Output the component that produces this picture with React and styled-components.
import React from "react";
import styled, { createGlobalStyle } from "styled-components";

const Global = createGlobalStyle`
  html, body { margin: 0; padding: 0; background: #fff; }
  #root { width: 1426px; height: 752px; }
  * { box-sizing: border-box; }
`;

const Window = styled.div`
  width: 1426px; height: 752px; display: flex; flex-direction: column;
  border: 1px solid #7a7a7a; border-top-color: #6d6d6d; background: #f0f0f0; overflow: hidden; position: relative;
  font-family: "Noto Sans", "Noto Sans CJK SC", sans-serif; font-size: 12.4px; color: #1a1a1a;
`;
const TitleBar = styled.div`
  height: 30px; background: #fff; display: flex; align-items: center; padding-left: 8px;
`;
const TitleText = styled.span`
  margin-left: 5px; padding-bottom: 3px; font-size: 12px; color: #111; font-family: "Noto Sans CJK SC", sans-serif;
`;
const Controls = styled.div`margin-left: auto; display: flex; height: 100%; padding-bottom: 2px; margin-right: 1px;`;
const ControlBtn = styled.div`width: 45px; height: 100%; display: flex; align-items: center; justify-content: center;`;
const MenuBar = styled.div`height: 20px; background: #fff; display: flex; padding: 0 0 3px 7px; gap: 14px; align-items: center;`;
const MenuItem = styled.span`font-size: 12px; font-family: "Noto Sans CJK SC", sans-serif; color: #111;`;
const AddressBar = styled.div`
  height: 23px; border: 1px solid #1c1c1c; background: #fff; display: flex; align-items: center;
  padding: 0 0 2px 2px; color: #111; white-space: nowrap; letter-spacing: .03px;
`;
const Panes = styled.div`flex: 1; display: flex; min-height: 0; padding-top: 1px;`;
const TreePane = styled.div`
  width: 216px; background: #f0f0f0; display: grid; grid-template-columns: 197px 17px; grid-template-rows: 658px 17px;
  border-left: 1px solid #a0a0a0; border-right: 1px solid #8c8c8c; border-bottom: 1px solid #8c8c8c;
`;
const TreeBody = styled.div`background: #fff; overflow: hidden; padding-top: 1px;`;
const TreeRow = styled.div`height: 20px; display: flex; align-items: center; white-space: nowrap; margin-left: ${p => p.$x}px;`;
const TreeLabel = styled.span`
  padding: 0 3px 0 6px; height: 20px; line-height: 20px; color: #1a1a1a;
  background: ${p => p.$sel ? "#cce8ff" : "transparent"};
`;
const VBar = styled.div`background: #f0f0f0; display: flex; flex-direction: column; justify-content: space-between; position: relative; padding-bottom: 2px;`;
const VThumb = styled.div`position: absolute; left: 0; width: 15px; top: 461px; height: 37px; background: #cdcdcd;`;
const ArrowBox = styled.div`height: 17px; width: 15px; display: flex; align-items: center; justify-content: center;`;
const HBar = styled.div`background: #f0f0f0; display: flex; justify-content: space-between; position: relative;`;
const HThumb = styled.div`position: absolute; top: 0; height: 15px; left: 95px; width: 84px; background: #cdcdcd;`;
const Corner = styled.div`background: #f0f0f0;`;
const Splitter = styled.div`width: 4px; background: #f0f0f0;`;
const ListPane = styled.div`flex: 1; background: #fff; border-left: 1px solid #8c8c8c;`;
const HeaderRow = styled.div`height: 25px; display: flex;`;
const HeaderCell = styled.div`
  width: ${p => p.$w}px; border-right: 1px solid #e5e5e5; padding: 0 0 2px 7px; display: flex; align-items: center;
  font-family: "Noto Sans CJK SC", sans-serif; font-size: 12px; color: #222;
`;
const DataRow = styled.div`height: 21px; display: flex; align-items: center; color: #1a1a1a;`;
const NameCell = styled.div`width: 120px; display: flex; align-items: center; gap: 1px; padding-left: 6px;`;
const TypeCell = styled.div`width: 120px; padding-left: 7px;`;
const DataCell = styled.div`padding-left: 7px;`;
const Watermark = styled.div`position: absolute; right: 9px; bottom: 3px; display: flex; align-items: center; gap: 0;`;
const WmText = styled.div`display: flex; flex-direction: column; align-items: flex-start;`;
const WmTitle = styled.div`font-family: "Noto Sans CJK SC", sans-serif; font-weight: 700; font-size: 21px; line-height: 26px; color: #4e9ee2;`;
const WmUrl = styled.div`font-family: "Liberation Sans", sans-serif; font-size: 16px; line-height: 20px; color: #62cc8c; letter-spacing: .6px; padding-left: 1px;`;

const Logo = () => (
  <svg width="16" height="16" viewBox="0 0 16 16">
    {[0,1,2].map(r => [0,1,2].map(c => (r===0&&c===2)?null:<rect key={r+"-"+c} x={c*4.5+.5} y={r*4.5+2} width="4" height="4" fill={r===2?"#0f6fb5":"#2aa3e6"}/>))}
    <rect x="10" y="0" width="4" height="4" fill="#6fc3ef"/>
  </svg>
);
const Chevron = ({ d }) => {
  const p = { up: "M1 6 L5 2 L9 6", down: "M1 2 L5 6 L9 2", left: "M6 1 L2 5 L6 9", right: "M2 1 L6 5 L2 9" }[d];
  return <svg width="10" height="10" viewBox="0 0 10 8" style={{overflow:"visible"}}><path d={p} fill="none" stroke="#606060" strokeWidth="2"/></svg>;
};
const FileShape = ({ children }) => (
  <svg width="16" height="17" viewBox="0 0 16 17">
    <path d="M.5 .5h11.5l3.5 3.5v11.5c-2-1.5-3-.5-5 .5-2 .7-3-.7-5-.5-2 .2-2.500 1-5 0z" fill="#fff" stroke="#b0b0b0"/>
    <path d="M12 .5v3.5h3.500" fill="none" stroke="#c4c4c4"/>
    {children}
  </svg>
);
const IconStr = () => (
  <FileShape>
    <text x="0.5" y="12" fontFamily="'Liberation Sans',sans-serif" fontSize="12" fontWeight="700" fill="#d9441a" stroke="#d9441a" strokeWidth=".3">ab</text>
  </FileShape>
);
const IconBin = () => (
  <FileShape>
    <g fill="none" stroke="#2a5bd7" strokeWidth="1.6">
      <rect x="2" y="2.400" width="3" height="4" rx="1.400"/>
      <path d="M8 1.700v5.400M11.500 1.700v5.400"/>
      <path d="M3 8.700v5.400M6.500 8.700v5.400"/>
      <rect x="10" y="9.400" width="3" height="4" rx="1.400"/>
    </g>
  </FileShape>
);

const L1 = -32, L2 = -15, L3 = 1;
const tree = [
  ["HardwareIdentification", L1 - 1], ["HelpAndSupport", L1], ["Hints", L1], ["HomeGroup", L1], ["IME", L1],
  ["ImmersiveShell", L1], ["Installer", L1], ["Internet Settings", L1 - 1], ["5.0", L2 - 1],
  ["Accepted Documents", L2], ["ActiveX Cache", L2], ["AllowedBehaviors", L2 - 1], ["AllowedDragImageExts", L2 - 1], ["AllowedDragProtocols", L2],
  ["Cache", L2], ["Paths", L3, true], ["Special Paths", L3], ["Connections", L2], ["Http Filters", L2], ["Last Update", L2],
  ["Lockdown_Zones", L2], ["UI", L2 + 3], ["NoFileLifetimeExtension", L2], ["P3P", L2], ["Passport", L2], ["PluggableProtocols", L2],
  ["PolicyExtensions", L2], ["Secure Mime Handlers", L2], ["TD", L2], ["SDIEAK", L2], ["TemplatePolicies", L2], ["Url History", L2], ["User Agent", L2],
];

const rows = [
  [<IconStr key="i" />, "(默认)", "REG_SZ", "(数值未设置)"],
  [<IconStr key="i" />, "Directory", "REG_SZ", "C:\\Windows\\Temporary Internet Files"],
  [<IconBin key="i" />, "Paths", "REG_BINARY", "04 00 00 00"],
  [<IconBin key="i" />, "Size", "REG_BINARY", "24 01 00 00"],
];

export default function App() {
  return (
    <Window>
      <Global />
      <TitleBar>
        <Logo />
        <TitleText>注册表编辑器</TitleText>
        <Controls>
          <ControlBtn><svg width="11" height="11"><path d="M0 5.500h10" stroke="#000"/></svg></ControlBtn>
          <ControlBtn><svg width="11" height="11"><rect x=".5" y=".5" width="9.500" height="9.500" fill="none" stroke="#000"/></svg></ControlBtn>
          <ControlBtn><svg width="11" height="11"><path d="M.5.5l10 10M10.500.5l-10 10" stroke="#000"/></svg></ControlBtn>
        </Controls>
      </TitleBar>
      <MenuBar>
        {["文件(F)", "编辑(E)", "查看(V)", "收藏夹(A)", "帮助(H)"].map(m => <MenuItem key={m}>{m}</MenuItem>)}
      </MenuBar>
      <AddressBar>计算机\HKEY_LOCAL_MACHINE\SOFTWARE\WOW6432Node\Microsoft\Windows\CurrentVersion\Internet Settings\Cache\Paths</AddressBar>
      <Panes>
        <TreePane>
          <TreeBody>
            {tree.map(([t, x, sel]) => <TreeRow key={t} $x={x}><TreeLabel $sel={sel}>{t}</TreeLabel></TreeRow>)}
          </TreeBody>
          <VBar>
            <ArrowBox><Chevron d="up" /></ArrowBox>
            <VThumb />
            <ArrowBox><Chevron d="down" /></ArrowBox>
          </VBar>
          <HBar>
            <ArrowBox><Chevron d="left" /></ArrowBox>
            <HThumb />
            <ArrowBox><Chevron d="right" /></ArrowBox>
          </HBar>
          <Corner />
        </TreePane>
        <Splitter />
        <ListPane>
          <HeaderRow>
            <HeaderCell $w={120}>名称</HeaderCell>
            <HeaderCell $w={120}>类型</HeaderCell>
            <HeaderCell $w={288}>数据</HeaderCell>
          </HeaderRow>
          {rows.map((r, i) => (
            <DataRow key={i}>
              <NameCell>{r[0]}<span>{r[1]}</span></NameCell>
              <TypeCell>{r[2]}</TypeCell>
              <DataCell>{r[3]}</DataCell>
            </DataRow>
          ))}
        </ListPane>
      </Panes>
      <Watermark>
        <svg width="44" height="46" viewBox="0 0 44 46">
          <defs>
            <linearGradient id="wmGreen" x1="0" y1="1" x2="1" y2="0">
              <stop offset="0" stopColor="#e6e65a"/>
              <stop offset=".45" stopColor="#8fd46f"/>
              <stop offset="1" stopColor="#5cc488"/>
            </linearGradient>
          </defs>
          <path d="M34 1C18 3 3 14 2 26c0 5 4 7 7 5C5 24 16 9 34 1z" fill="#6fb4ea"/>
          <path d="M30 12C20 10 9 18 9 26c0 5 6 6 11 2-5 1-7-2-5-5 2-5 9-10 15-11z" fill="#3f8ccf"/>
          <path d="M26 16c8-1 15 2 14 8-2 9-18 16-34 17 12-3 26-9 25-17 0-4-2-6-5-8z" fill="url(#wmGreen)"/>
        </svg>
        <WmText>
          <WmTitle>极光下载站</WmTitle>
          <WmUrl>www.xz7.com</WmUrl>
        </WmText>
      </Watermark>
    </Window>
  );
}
┄┄┄┄┄┄┄┄┄┄┄┄┄┄┄┄┄┄┄┄
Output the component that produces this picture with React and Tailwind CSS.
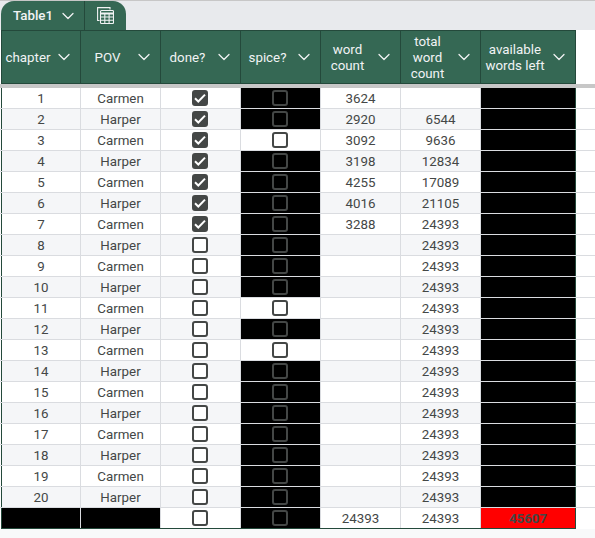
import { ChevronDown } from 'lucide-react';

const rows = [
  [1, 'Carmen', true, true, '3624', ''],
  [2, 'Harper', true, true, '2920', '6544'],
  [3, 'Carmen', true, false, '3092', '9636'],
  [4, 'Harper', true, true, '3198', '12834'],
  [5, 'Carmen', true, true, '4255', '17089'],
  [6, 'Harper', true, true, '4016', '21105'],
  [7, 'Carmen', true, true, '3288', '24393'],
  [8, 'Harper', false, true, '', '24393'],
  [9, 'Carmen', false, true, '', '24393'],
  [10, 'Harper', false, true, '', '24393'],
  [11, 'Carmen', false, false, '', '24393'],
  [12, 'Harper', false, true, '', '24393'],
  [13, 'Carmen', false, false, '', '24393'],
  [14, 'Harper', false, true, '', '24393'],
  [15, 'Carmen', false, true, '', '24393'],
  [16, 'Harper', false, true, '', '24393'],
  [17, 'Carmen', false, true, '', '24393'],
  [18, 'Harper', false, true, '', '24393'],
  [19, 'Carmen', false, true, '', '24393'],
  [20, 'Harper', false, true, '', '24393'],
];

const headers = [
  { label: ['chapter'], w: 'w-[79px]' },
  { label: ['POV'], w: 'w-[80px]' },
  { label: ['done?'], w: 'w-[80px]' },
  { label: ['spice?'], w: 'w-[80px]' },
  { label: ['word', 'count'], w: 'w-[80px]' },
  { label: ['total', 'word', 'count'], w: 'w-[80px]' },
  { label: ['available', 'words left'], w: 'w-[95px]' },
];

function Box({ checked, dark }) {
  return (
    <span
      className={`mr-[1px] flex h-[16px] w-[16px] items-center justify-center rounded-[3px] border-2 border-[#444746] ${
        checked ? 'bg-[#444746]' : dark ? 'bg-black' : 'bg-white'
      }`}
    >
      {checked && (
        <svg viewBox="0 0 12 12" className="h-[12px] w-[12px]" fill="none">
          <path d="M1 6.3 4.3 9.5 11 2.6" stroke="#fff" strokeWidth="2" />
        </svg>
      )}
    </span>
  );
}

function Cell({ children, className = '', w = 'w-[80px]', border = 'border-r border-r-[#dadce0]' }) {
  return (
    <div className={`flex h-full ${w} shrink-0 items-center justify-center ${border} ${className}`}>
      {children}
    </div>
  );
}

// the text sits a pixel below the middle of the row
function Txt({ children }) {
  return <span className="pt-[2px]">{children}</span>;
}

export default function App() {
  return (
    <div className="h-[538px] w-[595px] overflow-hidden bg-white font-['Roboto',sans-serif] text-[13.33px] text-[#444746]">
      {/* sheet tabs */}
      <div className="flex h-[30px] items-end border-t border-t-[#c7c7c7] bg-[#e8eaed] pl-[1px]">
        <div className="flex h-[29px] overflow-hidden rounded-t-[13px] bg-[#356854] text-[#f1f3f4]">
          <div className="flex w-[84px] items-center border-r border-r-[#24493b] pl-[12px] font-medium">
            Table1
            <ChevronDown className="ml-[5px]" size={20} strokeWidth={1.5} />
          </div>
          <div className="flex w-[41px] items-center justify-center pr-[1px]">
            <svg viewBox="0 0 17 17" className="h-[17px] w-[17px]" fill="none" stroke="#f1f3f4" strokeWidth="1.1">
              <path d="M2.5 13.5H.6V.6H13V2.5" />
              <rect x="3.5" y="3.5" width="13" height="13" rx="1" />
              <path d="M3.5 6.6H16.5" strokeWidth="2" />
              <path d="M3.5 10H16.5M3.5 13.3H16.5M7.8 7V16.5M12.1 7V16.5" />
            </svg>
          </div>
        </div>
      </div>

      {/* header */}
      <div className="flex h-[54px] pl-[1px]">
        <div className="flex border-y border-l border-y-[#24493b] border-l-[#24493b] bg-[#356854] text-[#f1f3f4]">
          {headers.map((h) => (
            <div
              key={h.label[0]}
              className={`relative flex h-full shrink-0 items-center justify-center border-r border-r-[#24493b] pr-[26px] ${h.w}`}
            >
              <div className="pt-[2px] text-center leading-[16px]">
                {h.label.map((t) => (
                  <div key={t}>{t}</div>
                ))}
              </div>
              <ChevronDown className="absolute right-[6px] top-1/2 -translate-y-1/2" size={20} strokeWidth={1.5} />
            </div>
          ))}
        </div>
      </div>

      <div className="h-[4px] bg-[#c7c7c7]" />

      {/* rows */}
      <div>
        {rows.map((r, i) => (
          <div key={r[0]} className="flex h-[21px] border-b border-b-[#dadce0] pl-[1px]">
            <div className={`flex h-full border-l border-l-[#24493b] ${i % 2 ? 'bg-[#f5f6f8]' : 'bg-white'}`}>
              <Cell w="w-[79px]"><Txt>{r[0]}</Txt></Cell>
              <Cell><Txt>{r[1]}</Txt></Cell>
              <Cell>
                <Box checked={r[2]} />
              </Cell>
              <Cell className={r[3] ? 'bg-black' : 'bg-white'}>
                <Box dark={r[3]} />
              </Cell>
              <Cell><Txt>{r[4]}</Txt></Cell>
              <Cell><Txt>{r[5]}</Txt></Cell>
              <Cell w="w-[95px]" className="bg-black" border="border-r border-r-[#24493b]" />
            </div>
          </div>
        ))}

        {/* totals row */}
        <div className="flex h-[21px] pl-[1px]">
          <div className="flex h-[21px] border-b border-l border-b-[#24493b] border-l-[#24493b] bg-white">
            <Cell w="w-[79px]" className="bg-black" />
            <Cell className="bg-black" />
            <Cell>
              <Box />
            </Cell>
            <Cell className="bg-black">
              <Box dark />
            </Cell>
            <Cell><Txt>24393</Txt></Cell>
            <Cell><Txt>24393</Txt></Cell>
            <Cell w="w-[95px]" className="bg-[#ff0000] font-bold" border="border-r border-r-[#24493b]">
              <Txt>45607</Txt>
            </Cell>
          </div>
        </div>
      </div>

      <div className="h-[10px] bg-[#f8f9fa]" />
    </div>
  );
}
┄┄┄┄┄┄┄┄┄┄┄┄┄┄┄┄┄┄┄┄
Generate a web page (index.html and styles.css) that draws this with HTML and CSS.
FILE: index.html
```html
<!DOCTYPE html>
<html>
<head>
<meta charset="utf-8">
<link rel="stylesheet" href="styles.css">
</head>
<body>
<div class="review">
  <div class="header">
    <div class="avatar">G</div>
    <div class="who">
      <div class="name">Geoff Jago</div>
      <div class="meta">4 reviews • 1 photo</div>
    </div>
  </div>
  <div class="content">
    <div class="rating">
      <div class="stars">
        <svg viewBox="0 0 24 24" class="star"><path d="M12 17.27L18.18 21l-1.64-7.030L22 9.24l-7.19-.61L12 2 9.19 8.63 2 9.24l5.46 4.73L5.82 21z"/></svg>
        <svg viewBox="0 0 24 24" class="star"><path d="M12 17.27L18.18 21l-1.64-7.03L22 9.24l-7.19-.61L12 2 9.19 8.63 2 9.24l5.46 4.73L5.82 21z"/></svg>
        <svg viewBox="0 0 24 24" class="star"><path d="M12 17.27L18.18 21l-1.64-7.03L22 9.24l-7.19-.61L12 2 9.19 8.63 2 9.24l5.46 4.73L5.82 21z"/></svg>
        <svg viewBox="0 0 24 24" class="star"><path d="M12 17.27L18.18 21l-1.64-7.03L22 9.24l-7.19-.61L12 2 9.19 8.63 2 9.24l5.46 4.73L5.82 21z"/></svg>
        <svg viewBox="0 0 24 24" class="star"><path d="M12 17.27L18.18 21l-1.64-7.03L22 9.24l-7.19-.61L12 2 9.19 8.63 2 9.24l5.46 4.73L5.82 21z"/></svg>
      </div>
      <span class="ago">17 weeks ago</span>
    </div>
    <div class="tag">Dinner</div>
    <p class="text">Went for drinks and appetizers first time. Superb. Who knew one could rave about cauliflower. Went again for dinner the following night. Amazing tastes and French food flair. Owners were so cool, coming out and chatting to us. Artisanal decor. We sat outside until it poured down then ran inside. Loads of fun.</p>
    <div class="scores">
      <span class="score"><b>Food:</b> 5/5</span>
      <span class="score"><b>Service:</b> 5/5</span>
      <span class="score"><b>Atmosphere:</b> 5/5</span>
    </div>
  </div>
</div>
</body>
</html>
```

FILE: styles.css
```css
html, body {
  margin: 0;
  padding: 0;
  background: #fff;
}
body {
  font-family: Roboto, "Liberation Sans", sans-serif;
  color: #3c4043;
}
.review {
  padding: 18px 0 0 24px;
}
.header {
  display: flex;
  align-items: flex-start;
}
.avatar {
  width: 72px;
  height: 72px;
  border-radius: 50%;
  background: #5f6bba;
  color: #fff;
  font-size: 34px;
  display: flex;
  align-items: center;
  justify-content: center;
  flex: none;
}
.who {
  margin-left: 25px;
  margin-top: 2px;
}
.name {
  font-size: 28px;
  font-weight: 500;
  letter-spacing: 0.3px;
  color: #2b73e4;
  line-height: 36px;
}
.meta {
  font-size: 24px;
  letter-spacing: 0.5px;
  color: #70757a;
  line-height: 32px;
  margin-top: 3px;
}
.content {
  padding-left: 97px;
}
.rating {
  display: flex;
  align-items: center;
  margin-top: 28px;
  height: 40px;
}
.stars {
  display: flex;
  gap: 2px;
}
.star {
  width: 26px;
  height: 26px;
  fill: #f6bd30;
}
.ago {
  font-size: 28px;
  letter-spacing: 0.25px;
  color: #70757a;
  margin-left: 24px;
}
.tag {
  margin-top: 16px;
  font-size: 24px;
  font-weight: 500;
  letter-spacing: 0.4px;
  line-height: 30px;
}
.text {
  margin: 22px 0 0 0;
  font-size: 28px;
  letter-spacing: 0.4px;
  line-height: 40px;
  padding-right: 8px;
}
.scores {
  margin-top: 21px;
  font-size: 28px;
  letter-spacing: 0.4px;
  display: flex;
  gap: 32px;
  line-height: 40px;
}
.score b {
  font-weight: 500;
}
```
┄┄┄┄┄┄┄┄┄┄┄┄┄┄┄┄┄┄┄┄
__Exercise prompt__
Select every line of the material above holding the word "that" and copy it.

__Solved exercise__
Output the component that produces this picture with React and styled-components.
Output the component that produces this picture with React and Tailwind CSS.
Generate a web page (index.html and styles.css) that draws this with HTML and CSS.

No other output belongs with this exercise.